[Data shown]:
○ ○ ○ ○

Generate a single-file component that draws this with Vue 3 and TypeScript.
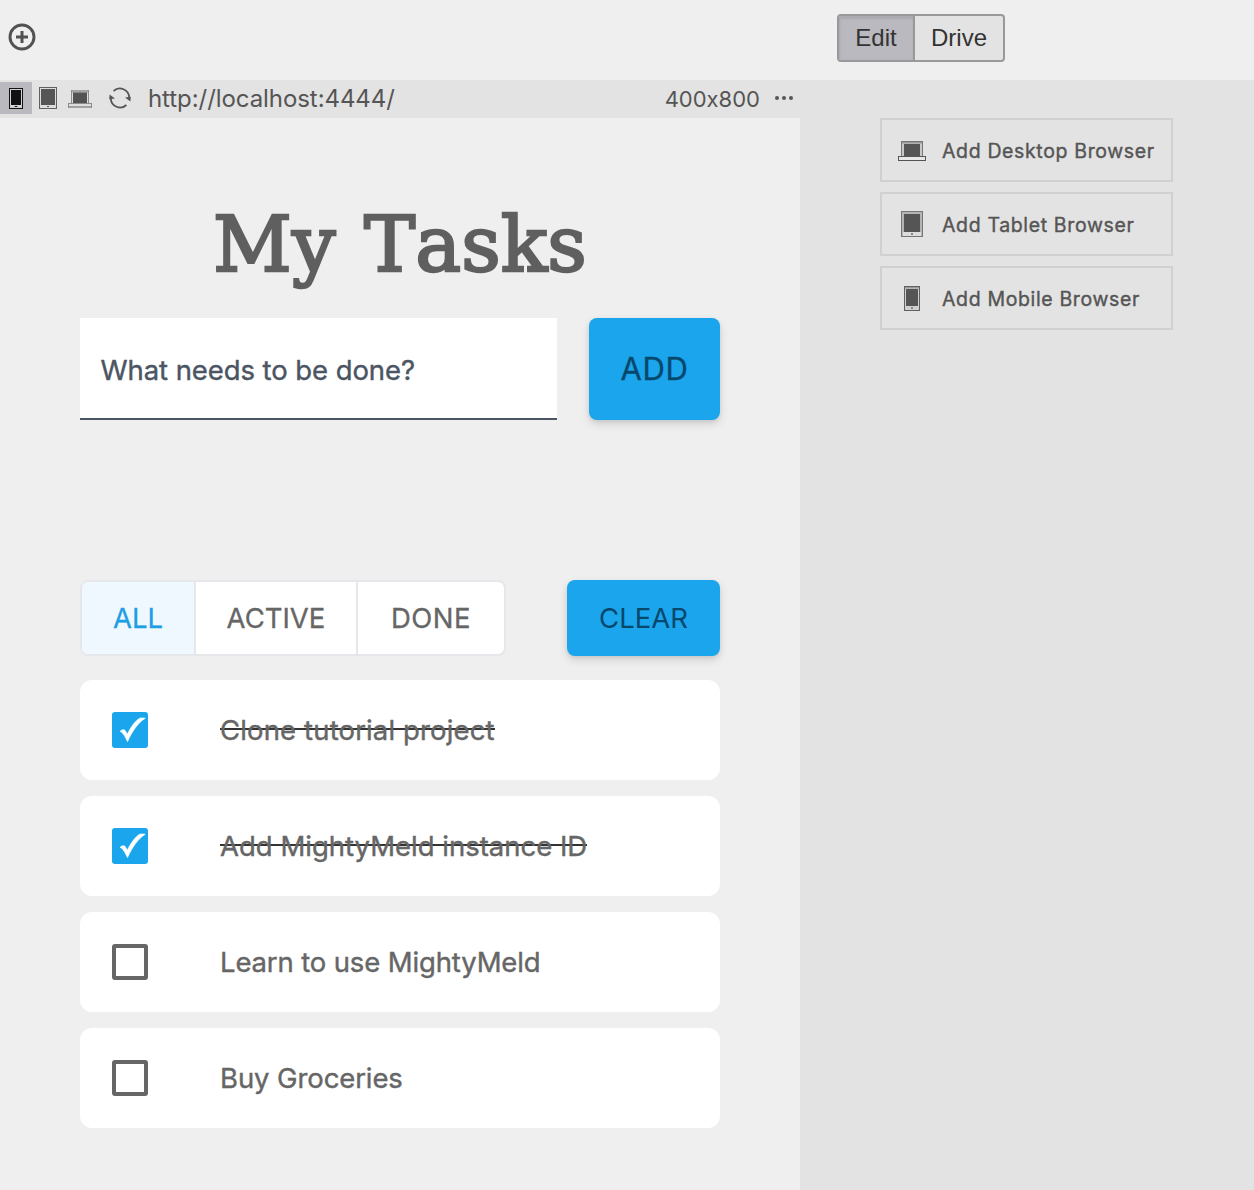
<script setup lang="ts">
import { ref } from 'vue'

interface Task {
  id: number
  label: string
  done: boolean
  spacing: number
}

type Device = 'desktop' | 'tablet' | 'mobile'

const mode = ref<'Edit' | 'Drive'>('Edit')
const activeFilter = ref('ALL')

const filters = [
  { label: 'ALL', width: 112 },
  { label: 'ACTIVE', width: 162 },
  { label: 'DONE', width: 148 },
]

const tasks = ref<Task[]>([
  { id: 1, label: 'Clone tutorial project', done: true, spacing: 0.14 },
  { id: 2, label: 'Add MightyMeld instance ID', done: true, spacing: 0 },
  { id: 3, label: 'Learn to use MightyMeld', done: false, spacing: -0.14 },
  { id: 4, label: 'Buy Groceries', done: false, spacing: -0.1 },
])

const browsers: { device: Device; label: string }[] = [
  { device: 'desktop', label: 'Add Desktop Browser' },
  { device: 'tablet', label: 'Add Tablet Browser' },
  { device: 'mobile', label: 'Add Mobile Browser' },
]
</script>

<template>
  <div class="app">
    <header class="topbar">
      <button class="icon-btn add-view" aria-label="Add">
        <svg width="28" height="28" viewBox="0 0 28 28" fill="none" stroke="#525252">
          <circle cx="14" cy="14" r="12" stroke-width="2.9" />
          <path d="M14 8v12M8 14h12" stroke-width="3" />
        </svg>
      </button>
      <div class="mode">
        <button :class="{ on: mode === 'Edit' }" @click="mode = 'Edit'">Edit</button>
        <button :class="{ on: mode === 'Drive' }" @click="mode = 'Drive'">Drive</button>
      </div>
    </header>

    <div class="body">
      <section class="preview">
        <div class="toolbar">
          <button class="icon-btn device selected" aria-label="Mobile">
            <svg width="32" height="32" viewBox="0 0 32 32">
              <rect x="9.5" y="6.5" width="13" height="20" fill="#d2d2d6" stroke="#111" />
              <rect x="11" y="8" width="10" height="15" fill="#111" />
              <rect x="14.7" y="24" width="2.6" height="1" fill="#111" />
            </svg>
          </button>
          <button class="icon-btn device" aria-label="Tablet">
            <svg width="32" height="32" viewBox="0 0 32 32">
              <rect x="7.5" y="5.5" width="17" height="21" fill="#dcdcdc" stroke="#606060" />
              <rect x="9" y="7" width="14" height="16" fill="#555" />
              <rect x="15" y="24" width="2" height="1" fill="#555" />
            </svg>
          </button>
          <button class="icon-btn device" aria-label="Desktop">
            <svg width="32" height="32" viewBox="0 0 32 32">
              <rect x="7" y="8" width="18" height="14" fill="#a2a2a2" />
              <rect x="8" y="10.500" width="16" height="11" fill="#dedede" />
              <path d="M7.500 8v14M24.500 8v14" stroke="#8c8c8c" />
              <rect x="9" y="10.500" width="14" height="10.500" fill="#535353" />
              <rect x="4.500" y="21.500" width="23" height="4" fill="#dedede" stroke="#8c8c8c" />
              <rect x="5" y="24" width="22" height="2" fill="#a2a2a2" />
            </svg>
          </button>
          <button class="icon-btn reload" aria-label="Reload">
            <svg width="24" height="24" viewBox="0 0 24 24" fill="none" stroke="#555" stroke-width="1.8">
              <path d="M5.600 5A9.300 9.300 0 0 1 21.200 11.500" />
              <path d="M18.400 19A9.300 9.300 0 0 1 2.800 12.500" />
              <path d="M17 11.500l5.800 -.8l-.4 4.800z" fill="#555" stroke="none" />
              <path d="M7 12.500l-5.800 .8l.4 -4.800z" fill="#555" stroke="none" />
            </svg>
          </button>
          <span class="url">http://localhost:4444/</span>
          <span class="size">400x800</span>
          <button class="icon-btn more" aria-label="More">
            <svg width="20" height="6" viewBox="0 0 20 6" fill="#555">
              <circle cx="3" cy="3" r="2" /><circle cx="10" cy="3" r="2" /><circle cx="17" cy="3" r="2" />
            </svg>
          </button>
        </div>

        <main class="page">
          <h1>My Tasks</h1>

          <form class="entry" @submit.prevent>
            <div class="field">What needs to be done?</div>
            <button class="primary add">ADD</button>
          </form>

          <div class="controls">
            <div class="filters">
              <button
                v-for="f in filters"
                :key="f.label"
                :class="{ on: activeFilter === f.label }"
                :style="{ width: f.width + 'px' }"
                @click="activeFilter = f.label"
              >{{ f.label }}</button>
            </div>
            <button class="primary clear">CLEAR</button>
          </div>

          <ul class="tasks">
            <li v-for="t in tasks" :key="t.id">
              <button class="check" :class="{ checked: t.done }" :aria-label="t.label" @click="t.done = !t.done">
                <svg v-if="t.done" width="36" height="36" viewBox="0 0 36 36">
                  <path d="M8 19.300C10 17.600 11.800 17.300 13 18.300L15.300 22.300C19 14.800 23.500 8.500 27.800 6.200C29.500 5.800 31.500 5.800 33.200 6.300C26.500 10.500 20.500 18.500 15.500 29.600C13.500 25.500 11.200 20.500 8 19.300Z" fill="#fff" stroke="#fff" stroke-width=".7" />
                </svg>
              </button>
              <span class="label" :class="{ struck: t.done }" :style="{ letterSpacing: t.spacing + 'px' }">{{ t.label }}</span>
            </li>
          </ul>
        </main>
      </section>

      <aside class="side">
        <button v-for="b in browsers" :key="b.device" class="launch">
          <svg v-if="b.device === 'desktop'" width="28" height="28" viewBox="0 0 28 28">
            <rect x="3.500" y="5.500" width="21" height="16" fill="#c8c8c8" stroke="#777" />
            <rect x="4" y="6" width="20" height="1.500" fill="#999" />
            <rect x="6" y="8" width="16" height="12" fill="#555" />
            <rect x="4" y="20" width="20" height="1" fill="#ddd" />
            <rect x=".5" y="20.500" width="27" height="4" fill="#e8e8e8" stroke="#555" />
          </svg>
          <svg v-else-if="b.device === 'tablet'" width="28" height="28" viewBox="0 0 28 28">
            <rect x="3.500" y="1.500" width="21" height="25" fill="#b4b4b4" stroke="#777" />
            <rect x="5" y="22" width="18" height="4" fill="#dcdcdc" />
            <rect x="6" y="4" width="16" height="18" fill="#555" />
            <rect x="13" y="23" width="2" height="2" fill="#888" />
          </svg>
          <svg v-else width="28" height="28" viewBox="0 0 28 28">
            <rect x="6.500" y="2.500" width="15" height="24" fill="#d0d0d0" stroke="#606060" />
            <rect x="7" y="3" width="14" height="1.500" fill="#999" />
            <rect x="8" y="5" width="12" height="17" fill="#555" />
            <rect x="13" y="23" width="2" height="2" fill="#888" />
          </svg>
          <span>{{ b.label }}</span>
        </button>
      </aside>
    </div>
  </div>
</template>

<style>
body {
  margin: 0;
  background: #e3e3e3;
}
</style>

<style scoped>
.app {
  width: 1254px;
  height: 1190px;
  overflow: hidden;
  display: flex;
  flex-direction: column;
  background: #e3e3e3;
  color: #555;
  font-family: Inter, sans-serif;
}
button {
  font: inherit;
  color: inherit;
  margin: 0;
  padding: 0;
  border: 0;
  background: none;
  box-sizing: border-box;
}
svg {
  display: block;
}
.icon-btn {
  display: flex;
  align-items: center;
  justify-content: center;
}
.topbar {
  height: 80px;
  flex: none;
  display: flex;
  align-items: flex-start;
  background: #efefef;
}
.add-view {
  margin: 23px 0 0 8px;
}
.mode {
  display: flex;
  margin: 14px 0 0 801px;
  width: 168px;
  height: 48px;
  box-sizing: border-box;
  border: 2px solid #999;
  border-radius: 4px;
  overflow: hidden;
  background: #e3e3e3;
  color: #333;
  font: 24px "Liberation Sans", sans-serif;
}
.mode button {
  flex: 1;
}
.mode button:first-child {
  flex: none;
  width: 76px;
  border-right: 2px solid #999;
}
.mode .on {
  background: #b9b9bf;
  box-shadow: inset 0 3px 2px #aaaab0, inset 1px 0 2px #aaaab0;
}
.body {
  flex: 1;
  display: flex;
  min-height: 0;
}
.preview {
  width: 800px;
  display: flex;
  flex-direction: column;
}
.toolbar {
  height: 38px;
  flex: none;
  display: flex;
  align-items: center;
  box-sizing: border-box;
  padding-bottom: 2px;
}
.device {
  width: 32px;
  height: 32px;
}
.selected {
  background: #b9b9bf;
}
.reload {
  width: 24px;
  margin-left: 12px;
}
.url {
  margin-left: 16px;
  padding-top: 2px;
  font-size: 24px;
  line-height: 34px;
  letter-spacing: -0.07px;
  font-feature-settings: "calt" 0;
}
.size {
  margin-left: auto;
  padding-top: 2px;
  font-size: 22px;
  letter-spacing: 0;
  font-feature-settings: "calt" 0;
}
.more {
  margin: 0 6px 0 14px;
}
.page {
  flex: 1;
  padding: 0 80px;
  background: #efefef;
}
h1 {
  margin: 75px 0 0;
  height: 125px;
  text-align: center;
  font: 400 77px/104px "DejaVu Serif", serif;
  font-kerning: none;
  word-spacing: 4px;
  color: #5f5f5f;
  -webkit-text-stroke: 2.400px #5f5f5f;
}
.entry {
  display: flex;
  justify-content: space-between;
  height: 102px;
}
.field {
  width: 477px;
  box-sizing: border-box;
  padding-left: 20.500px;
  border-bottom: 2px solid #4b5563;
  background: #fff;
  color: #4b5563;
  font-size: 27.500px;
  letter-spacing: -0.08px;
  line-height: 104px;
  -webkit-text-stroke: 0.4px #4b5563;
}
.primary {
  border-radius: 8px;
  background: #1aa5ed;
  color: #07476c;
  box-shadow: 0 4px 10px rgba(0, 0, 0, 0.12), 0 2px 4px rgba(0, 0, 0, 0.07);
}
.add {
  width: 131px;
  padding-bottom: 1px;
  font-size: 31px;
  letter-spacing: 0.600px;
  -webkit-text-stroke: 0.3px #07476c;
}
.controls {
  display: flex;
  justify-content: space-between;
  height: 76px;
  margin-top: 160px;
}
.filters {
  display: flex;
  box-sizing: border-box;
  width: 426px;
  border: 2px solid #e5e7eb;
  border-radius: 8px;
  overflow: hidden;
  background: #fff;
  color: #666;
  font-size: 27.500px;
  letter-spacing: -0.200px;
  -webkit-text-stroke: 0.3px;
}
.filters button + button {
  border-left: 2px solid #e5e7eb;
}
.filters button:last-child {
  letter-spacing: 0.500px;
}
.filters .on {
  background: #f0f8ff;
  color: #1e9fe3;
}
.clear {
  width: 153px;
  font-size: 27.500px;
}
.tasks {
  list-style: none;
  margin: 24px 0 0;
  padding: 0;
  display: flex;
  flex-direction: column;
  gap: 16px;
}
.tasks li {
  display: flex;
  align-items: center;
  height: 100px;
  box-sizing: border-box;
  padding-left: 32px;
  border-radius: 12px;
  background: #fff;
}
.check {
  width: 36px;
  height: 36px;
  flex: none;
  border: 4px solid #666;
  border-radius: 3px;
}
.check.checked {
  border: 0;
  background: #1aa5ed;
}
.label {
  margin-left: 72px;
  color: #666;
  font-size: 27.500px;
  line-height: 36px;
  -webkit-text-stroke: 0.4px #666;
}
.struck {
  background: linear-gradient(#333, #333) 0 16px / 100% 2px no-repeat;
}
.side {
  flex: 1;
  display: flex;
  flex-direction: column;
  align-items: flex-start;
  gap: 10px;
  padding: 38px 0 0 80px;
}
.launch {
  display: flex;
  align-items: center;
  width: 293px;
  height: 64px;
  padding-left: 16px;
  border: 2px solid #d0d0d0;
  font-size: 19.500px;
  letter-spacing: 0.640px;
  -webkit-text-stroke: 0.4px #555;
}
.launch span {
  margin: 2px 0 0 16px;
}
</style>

○ ○ ○ ○

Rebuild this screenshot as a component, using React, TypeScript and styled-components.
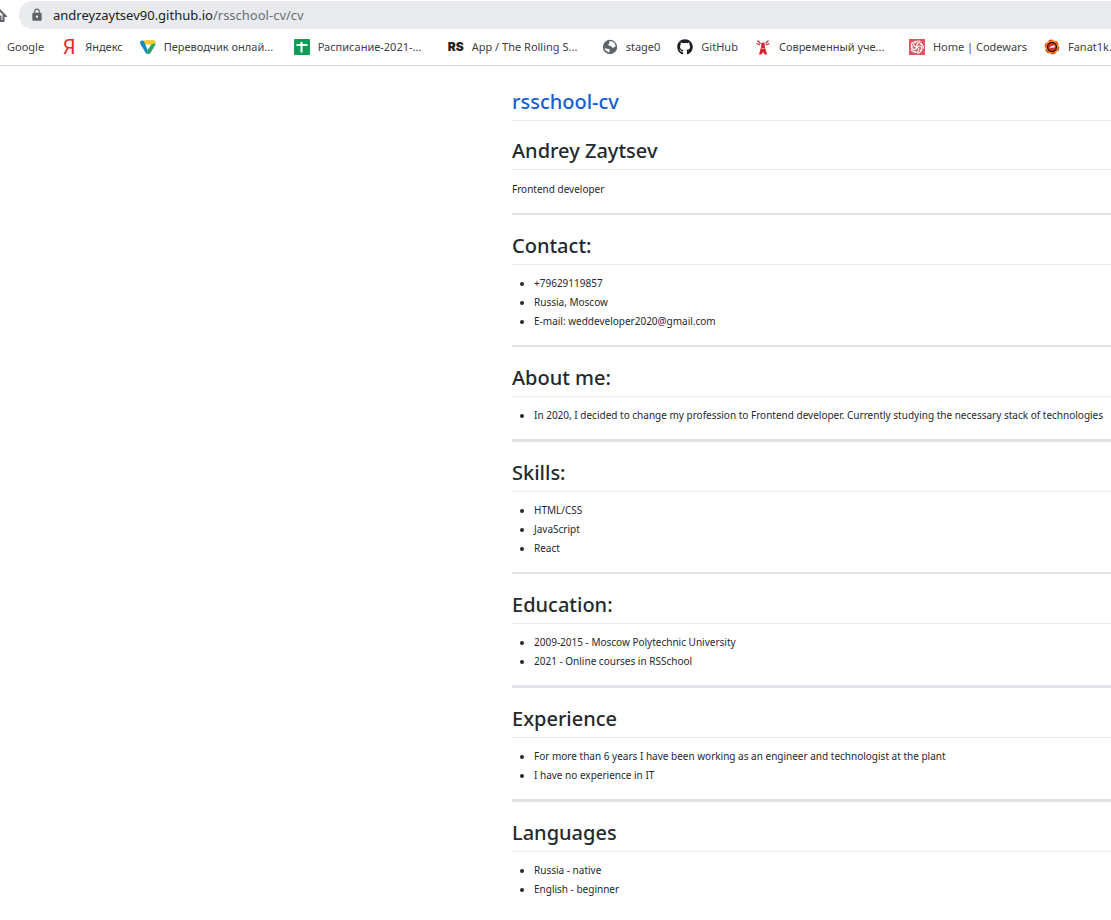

○ ○ ○ ○

[Directive]: Omit the pictures. Extract exactly the lines that begin with the one holding "Generate a single-file" and end with the one holding "const activeFilter = ref('ALL')", inclusive.

[Output]:
Generate a single-file component that draws this with Vue 3 and TypeScript.
<script setup lang="ts">
import { ref } from 'vue'

interface Task {
  id: number
  label: string
  done: boolean
  spacing: number
}

type Device = 'desktop' | 'tablet' | 'mobile'

const mode = ref<'Edit' | 'Drive'>('Edit')
const activeFilter = ref('ALL')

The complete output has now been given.